Finding a paid extension opportunity in link QA workflows
A daily paid-extension research recap on using paid signals, recent review pain, search gaps and client-side feasibility to select a free-first link checker direction.
Finding a Paid Extension Opportunity in Link QA Workflows: June 4, 2026
Today’s research started with paid signals and mid-sized install counts, but the strongest clue came from recent reviews: professional users still need fast link checks before publishing, and they notice friction when panels block content, exports feel limited, or payment prompts interrupt the workflow.

This public recap intentionally omits the competitor name, extension ID, full candidate table and replica details. The method is safe to share:
- Confirm the job is a repeated workflow for SEO, QA, content and developer users.
- Look for reviews that show both time savings and UX friction.
- Check whether the core can run locally in the browser instead of depending on an expensive backend.
- Review the search results to see whether a free-first product can still earn attention.

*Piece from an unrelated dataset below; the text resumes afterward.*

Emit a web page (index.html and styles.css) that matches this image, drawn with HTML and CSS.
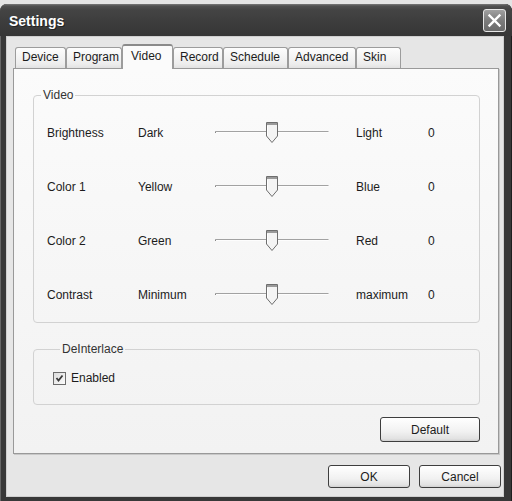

The wedge is straightforward: make current-page scanning, page highlights, redirect/broken-link classification and a basic report free and accountless. Once the workflow becomes part of the publish checklist, batch audits, client handoff reports, team rules and advanced exports become credible Pro features.
The internal report keeps the full evidence chain: candidate list, paid platforms, recent reviews, source analysis, payment product setup, WXT build, localization, store copy, asset dimensions and code review.